The Villagers have gathered around Jagannathan to ask his help in restoring the village festival. He is hesitant and proceeds to articulate a highly philosophical take on life. He starts out by acknowledging such festivals as trivial superstitions. For him, they are mere justifications that man finds in situations he cannot fight and win. In his book, The Gay Science, Nietzsche has his famous essay about the Death of God. It goes as follows:
God is dead. God remains dead. And we have killed him. How shall we comfort ourselves, the murderers of all murderers? What was holiest and mightiest of all that the world has yet owned has bled to death under our knives: who will wipe this blood off us? What water is there for us to clean ourselves? What festivals of atonement, what sacred games shall we have to invent? Is not the greatness of this deed too great for us? Must we ourselves not become gods simply to appear worthy of it?Friedrich Nietzsche
As with all of Nietzsche’s works, the short prose unravels to many conclusions. But I want to focus on the following
What festivals of atonement, what sacred games shall we have to invent?

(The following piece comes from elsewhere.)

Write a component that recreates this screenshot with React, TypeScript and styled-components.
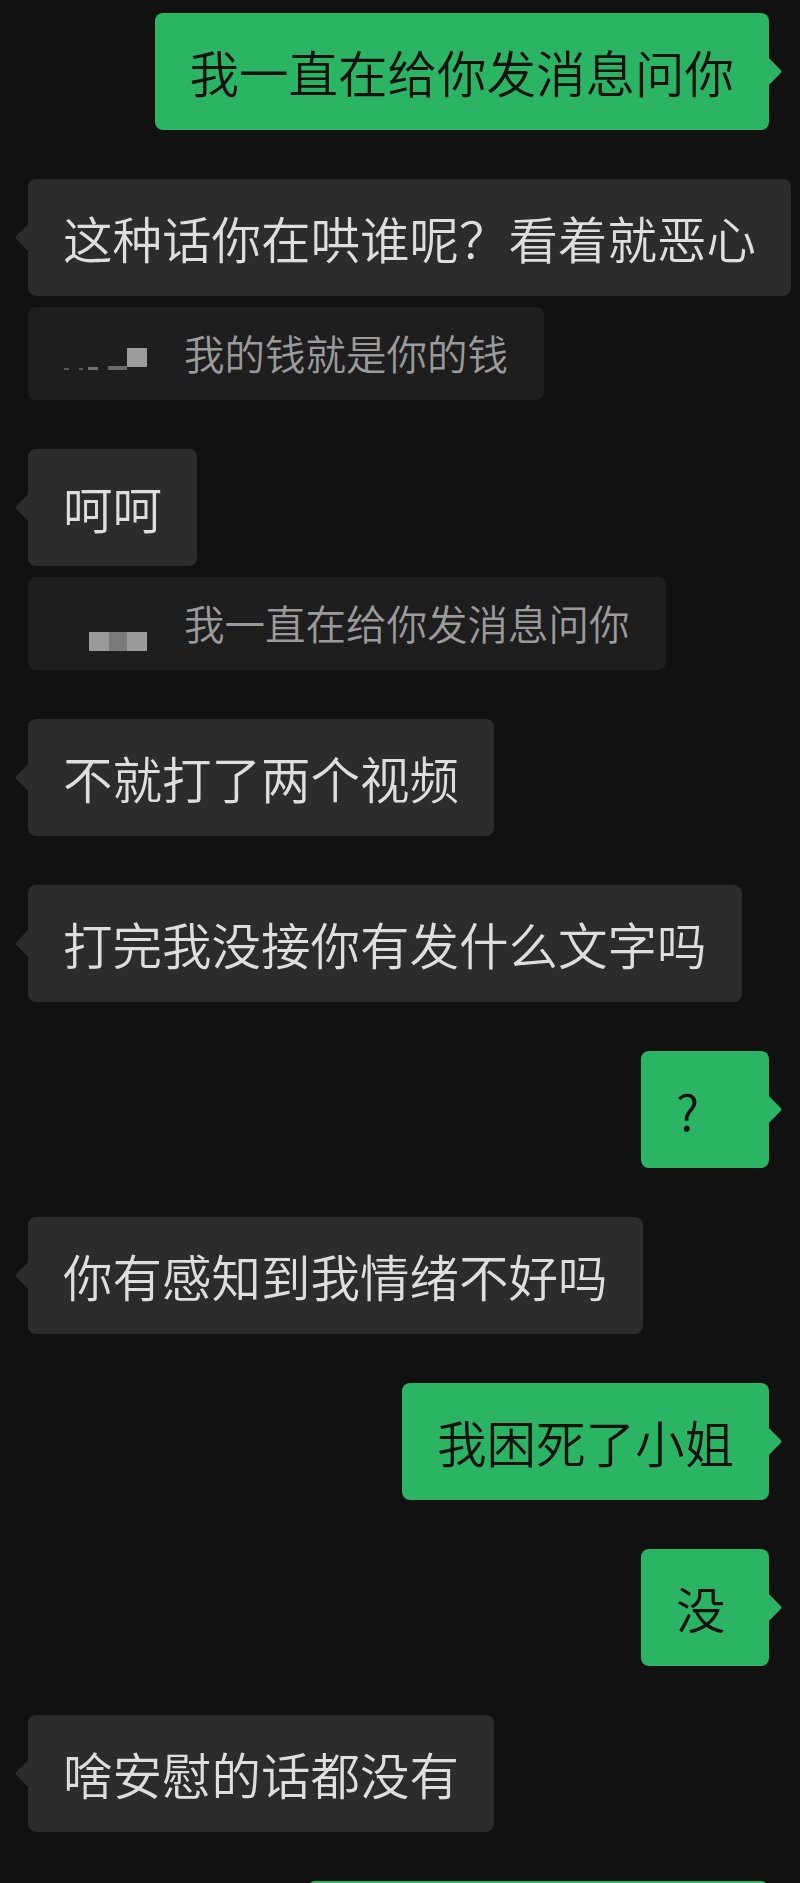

Within the context of the quote, Nietzsche talks about a bigger picture of why god exists and how people coped with it. This resembles Jagannathan’s theory of justifications. Nietzsche talks about how men coped with suffering, failure and lack of meaning through constructing deities, figures in the sky that looked over them. Once the concept of god died, with the start of Renaissance and Scientific Revolution, people have no place to look up to. In Rhetoric fashion, Nietzsche asks what festivals and religions shall they invent to cope with it – as they’ve done throughout history. Similarly, Jagannathan is trying to allude to how men have always used religion as a coping mechanism, something to drive away their sorrows, something to take off responsibility of their failures. For him, we write the destiny of life, not god. We have to give life the meaning it deserves. It seems that Jagannathan is an Atheist, but that couldn’t be more wrong.
He continues his monologue about his idea of God. He says that God is not a solitary resident of any religion. It is the source of power that pervades the entire Universe. Even quoting the Bhagavad Gita – Believer and non-believer, sinner and good are all the same to me. It reminded me of Einstein’s God. The one that represents universal energy, one that doesn’t punish nor rewards and as vague as it can be, still a god. Einstein’s God was inspired by the Dutch Philosopher Baruch Spinoza, who started the movement of Pantheism. For Spinoza, the idea of an anthropocentric God seemed unappealing. His god was simply the universe manifesting itself. For him, to live a good life was to figure out how the universe works. This also points to the bigger existentialist motif of how one can be a theist yet remain an existentialist. One prominent (and perhaps the only) example of this might have been the Father of Existentialism, Søren Kierkegaard. Kierkegaard believed in a god and yet wanted man to give life meaning. As with all these thinkers, Jagannathan is set on one conclusion – even if God created the universe, he in no way decides our fates.
The breathtaking dialogue ends with the final words – Karma is Faith, Karma is worship. Karma is the idea that what goes around… comes around. Rather than Karma being a universal law, Jagannathan is describing what his moral system looks like. He does good because whatever good is given, returns back. This line of thinking is consistent with the moral side of existentialism – Virtue Ethics. Despite popular belief, neither Existentialist nor Existentialist Philosophers have advocated for moral nihilism and the destruction of morality. When you read past the layers, you’ll realize that many existential philosophers believed in moral virtues. The most prominent of them being Nietzsche. For them, doing good was intuitive. The incentive for it was clear – it brought flourishing for everyone and themselves. It seems to me that Jagannathan applies the same line of thought to his life, as demonstrated by how he handles conflict throughout the movie. Even kicking his friends out at the end as they weren’t virtuous enough.
What’s surprising is that despite the movie having casteist undertones and characters, Jagannathan never explicitly mentions nor hints at this notion. That leaves room for justifying Jagannathan. The film portrays hims as a Musical Maestro, Ruthless Fighter and the Lord of Kanimangalam. But for me, he’ll always be Jagannathan – the Pantheistic Existentialist.